Reason	Default severity	Trigger
`StatefulSetReplicasUnavailable`	warning	`spec.replicas` is set and non-zero, `status.readyReplicas < spec.replicas`, and `status.observedGeneration >= metadata.generation` (stale-spec guard).

DaemonSet¶

Kind: DaemonSet.

Reason	Default severity	Trigger
`DaemonSetUnavailable`	warning	`status.numberUnavailable > 0`.

Job¶

Kind: Job.

Reason	Default severity	Trigger
`JobFailed`	critical	A `Failed` condition with status `True` (backoffLimit hit).

CronJob¶

Kind: CronJob. Evaluated only on update events (requires a previous object).

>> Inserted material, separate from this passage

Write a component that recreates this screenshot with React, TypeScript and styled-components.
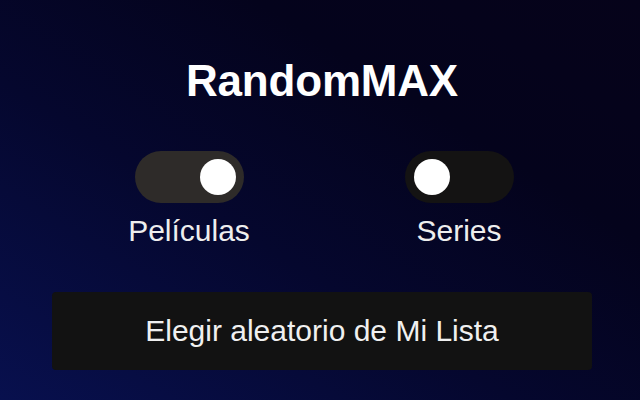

Reason	Default severity	Trigger
`CronJobSuspended`	info	`spec.suspend` transitions to `true` (was unset/false).
`CronJobMissingSuccess`	warning	A new `status.lastScheduleTime` arrived and the previous tick never produced a success (`lastSuccessfulTime` is nil or earlier than the old `lastScheduleTime`).

CronJobMissingSuccess does not parse cron expressions

Detection is event-driven: each new schedule tick is an Update event, and at that moment the watcher checks whether the previous tick ever succeeded. Individual failed runs already alert as JobFailed via the Job watcher.

PersistentVolumeClaim¶

Kind: PersistentVolumeClaim.

Reason	Default severity	Trigger
`PVCLost`	critical	`status.phase == Lost`.
`PVCPending`	warning	`status.phase == Pending` and the claim has existed longer than `behavior.pvcPendingSeconds`.

PVC pending threshold falls back to 5m if non-positive

The watcher uses behavior.pvcPendingSeconds seconds; if that value is <= 0 it falls back to 5 minutes. (Validate() requires pvcPendingSeconds > 0, so this fallback only applies when validation is bypassed.)

HorizontalPodAutoscaler¶

Kind: HorizontalPodAutoscaler.

Reason	Default severity	Trigger
`HPAMaxedOut`	warning	`status.currentReplicas >= spec.maxReplicas` and a `ScalingLimited` condition with status `True` and `reason == TooManyReplicas`.

Sitting at max alone does not alert

Both conditions must hold: the HPA must be pinned at maxReplicas and the autoscaler must itself report ScalingLimited == True with reason TooManyReplicas. A workload that happens to need exactly maxReplicas does not alert.